Margot and the Nuclear So and So’s: Not Animal

Margot and the Nuclear So and So's
Not Animal
Sony BMG Music Entertainment
2008-10-07

Margot and the Nuclear So and So’s latest release came out of something of a disagreement with their record label, which, it seems, is getting at least as much press as the music itself. Here’s the short version of events. After making the leap to a major label, the band presented its desired track listing for the new album. Executives at Epic wanted something a bit more commercial. The compromise, if it can be called that, is that the band’s vision, Animal!, is now available only on vinyl and as a digital release, while the record company version Not Animal is available in CD and digital formats.

Not Animal opens with “A Children’s Crusade on Acid,” a slightly warped and mournful anti-social commentary flowing over far-away feedback, a dirge for “such uncertain times.” This song sets a sullen tone for the entire disc, on which Richard Edwards outdoes his peers in the realm of dramatic lyrics. He certainly has a mind for the melancholy, whether it’s the disturbing “Evelyn, your spine cracks like a wineglass” and “I want to gouge out your eyes / Splinter your spine” of “The Shivers (I’ve Got ‘Em),” or the more poetically lovelorn phrases of “Broadripple Is Burning”:

And I’m wasted

You can taste it

Don’t look at me that way

‘Cause I’ll be hanging from a rope

I’ll be hanging from a rope

And if my woman was a fire

She’d burn out before I wake

And be replaced by pints of whiskey

Cigarettes and outer space

Not Animal is not all black bile lyrics, lone lonely-boy voice and understated instrumentation. “As Tall as Cliffs” features loose, ramshackle elements of percussion beneath a harmonica, buoyant acoustic strumming, and the lovely harmonies of Emily Watkins. Andy Fry’s guitar winds around Edwards’ voice as he sings of telling tall tales and taking to the streets while working the whole band into an intensity that might even be called joyous. In fact, the second half of this collection holds the bulk of the better material. “Real Naked Girls” is a lovely ballad swelling with strings and sprinkled with the sound of toy keyboards. “Pages Written on a Wall,” with its cinematic guitar riffs and suspenseful, high-tension horns is by far the most arresting song here, while album closer “Hip Hip Hooray” is a thoroughly gorgeous, charming piece of chamber pop with a Brian Wilson-esque bit of layered vocal lushness at its center.
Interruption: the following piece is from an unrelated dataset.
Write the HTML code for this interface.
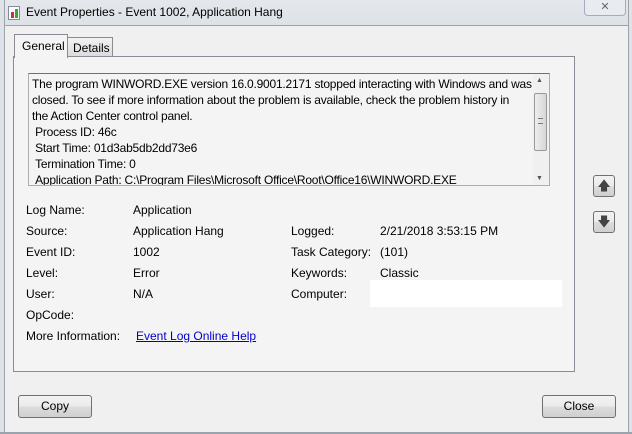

Not Animal isn’t exactly what Margot and the Nuclear So and So’s would want it to be. It’s probably not quite what many fans would like, either. It might be considered a terminal node on the branch between The Dust of Retreat and the band’s next creation, especially when sitting side-by-side with the version preferred by its creators. But it is an interesting record—in every sense of the word—in the musical evolution of the group.